> _Available data_:
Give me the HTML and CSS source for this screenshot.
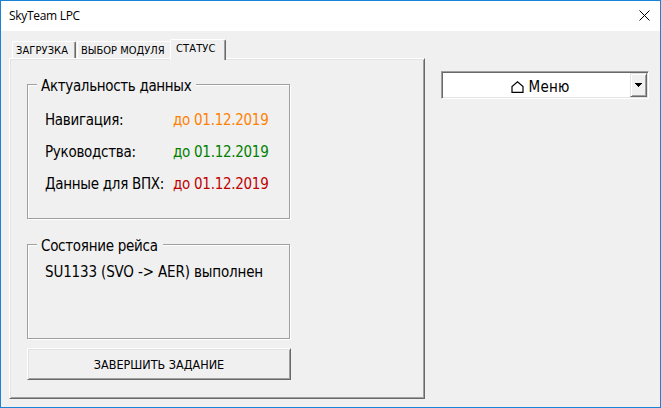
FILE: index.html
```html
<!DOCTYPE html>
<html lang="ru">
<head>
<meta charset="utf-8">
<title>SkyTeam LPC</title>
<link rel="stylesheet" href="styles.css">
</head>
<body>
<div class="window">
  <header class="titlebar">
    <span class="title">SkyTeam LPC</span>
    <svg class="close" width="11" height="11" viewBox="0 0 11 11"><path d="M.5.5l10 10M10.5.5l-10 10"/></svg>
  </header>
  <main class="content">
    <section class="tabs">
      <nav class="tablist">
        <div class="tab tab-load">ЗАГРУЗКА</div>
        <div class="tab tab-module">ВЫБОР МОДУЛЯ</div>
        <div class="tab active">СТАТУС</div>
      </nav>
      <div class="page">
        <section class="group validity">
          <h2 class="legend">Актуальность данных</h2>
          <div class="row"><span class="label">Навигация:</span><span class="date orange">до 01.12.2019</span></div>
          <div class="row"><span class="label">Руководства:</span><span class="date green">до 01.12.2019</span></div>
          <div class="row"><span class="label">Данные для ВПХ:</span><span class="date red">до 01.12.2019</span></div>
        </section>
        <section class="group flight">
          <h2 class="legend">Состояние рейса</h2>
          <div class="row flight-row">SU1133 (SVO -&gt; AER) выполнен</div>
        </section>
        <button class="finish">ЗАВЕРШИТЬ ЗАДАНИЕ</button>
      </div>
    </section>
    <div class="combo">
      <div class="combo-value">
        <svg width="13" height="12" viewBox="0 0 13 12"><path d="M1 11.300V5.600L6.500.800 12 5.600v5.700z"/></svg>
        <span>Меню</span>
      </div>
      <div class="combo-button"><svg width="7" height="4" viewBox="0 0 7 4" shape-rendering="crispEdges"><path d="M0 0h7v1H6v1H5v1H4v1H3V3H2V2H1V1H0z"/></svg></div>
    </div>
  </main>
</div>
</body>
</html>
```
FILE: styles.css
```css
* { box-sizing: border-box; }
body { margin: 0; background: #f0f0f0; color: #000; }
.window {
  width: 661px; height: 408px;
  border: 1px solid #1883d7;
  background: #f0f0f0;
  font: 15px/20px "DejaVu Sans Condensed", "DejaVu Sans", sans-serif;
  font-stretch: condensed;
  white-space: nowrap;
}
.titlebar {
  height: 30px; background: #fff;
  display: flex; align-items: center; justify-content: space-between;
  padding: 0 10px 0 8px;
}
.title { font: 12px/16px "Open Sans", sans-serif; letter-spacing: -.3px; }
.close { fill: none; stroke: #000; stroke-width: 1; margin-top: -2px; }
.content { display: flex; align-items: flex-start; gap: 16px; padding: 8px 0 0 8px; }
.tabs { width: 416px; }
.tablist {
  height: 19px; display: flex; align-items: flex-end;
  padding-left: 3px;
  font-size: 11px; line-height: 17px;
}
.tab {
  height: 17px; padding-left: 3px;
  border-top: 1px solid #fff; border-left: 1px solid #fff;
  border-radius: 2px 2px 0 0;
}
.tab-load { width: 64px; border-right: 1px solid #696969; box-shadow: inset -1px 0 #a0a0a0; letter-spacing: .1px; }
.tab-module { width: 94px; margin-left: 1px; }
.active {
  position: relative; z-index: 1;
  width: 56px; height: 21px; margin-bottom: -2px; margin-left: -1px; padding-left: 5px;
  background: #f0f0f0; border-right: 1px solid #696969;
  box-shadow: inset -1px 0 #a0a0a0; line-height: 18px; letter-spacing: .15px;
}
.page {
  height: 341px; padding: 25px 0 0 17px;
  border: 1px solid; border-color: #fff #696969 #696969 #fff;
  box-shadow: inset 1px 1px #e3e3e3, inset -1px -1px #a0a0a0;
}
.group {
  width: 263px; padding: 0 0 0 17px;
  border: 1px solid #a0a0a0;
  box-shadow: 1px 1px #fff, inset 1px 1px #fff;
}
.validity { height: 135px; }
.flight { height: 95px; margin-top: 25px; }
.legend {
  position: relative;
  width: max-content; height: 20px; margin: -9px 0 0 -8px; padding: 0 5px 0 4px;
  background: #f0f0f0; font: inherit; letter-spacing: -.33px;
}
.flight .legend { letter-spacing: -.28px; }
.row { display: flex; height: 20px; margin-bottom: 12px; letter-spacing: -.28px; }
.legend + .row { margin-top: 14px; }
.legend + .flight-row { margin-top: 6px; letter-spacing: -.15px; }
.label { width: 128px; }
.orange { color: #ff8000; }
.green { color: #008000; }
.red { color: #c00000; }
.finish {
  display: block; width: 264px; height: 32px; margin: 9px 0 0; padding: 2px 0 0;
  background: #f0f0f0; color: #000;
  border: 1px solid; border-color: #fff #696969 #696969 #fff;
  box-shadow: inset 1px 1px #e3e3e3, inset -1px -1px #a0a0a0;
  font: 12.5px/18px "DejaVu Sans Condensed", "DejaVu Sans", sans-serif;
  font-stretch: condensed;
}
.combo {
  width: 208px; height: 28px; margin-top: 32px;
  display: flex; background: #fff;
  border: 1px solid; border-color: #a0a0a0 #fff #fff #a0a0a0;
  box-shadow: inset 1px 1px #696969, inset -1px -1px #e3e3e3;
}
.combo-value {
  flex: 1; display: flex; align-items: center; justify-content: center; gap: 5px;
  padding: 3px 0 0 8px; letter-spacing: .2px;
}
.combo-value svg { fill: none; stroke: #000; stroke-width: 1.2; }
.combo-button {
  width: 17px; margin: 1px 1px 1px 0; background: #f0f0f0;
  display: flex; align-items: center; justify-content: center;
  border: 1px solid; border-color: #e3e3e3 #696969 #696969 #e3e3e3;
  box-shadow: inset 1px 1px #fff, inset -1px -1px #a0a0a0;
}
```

> _Task goal_: Transcribe the listing in full. Omit the pictures and keep every line exact.

> _Solution for this problem_:
Give me the HTML and CSS source for this screenshot.
FILE: index.html
```html
<!DOCTYPE html>
<html lang="ru">
<head>
<meta charset="utf-8">
<title>SkyTeam LPC</title>
<link rel="stylesheet" href="styles.css">
</head>
<body>
<div class="window">
  <header class="titlebar">
    <span class="title">SkyTeam LPC</span>
    <svg class="close" width="11" height="11" viewBox="0 0 11 11"><path d="M.5.5l10 10M10.5.5l-10 10"/></svg>
  </header>
  <main class="content">
    <section class="tabs">
      <nav class="tablist">
        <div class="tab tab-load">ЗАГРУЗКА</div>
        <div class="tab tab-module">ВЫБОР МОДУЛЯ</div>
        <div class="tab active">СТАТУС</div>
      </nav>
      <div class="page">
        <section class="group validity">
          <h2 class="legend">Актуальность данных</h2>
          <div class="row"><span class="label">Навигация:</span><span class="date orange">до 01.12.2019</span></div>
          <div class="row"><span class="label">Руководства:</span><span class="date green">до 01.12.2019</span></div>
          <div class="row"><span class="label">Данные для ВПХ:</span><span class="date red">до 01.12.2019</span></div>
        </section>
        <section class="group flight">
          <h2 class="legend">Состояние рейса</h2>
          <div class="row flight-row">SU1133 (SVO -&gt; AER) выполнен</div>
        </section>
        <button class="finish">ЗАВЕРШИТЬ ЗАДАНИЕ</button>
      </div>
    </section>
    <div class="combo">
      <div class="combo-value">
        <svg width="13" height="12" viewBox="0 0 13 12"><path d="M1 11.300V5.600L6.500.800 12 5.600v5.700z"/></svg>
        <span>Меню</span>
      </div>
      <div class="combo-button"><svg width="7" height="4" viewBox="0 0 7 4" shape-rendering="crispEdges"><path d="M0 0h7v1H6v1H5v1H4v1H3V3H2V2H1V1H0z"/></svg></div>
    </div>
  </main>
</div>
</body>
</html>
```
FILE: styles.css
```css
* { box-sizing: border-box; }
body { margin: 0; background: #f0f0f0; color: #000; }
.window {
  width: 661px; height: 408px;
  border: 1px solid #1883d7;
  background: #f0f0f0;
  font: 15px/20px "DejaVu Sans Condensed", "DejaVu Sans", sans-serif;
  font-stretch: condensed;
  white-space: nowrap;
}
.titlebar {
  height: 30px; background: #fff;
  display: flex; align-items: center; justify-content: space-between;
  padding: 0 10px 0 8px;
}
.title { font: 12px/16px "Open Sans", sans-serif; letter-spacing: -.3px; }
.close { fill: none; stroke: #000; stroke-width: 1; margin-top: -2px; }
.content { display: flex; align-items: flex-start; gap: 16px; padding: 8px 0 0 8px; }
.tabs { width: 416px; }
.tablist {
  height: 19px; display: flex; align-items: flex-end;
  padding-left: 3px;
  font-size: 11px; line-height: 17px;
}
.tab {
  height: 17px; padding-left: 3px;
  border-top: 1px solid #fff; border-left: 1px solid #fff;
  border-radius: 2px 2px 0 0;
}
.tab-load { width: 64px; border-right: 1px solid #696969; box-shadow: inset -1px 0 #a0a0a0; letter-spacing: .1px; }
.tab-module { width: 94px; margin-left: 1px; }
.active {
  position: relative; z-index: 1;
  width: 56px; height: 21px; margin-bottom: -2px; margin-left: -1px; padding-left: 5px;
  background: #f0f0f0; border-right: 1px solid #696969;
  box-shadow: inset -1px 0 #a0a0a0; line-height: 18px; letter-spacing: .15px;
}
.page {
  height: 341px; padding: 25px 0 0 17px;
  border: 1px solid; border-color: #fff #696969 #696969 #fff;
  box-shadow: inset 1px 1px #e3e3e3, inset -1px -1px #a0a0a0;
}
.group {
  width: 263px; padding: 0 0 0 17px;
  border: 1px solid #a0a0a0;
  box-shadow: 1px 1px #fff, inset 1px 1px #fff;
}
.validity { height: 135px; }
.flight { height: 95px; margin-top: 25px; }
.legend {
  position: relative;
  width: max-content; height: 20px; margin: -9px 0 0 -8px; padding: 0 5px 0 4px;
  background: #f0f0f0; font: inherit; letter-spacing: -.33px;
}
.flight .legend { letter-spacing: -.28px; }
.row { display: flex; height: 20px; margin-bottom: 12px; letter-spacing: -.28px; }
.legend + .row { margin-top: 14px; }
.legend + .flight-row { margin-top: 6px; letter-spacing: -.15px; }
.label { width: 128px; }
.orange { color: #ff8000; }
.green { color: #008000; }
.red { color: #c00000; }
.finish {
  display: block; width: 264px; height: 32px; margin: 9px 0 0; padding: 2px 0 0;
  background: #f0f0f0; color: #000;
  border: 1px solid; border-color: #fff #696969 #696969 #fff;
  box-shadow: inset 1px 1px #e3e3e3, inset -1px -1px #a0a0a0;
  font: 12.5px/18px "DejaVu Sans Condensed", "DejaVu Sans", sans-serif;
  font-stretch: condensed;
}
.combo {
  width: 208px; height: 28px; margin-top: 32px;
  display: flex; background: #fff;
  border: 1px solid; border-color: #a0a0a0 #fff #fff #a0a0a0;
  box-shadow: inset 1px 1px #696969, inset -1px -1px #e3e3e3;
}
.combo-value {
  flex: 1; display: flex; align-items: center; justify-content: center; gap: 5px;
  padding: 3px 0 0 8px; letter-spacing: .2px;
}
.combo-value svg { fill: none; stroke: #000; stroke-width: 1.2; }
.combo-button {
  width: 17px; margin: 1px 1px 1px 0; background: #f0f0f0;
  display: flex; align-items: center; justify-content: center;
  border: 1px solid; border-color: #e3e3e3 #696969 #696969 #e3e3e3;
  box-shadow: inset 1px 1px #fff, inset -1px -1px #a0a0a0;
}
```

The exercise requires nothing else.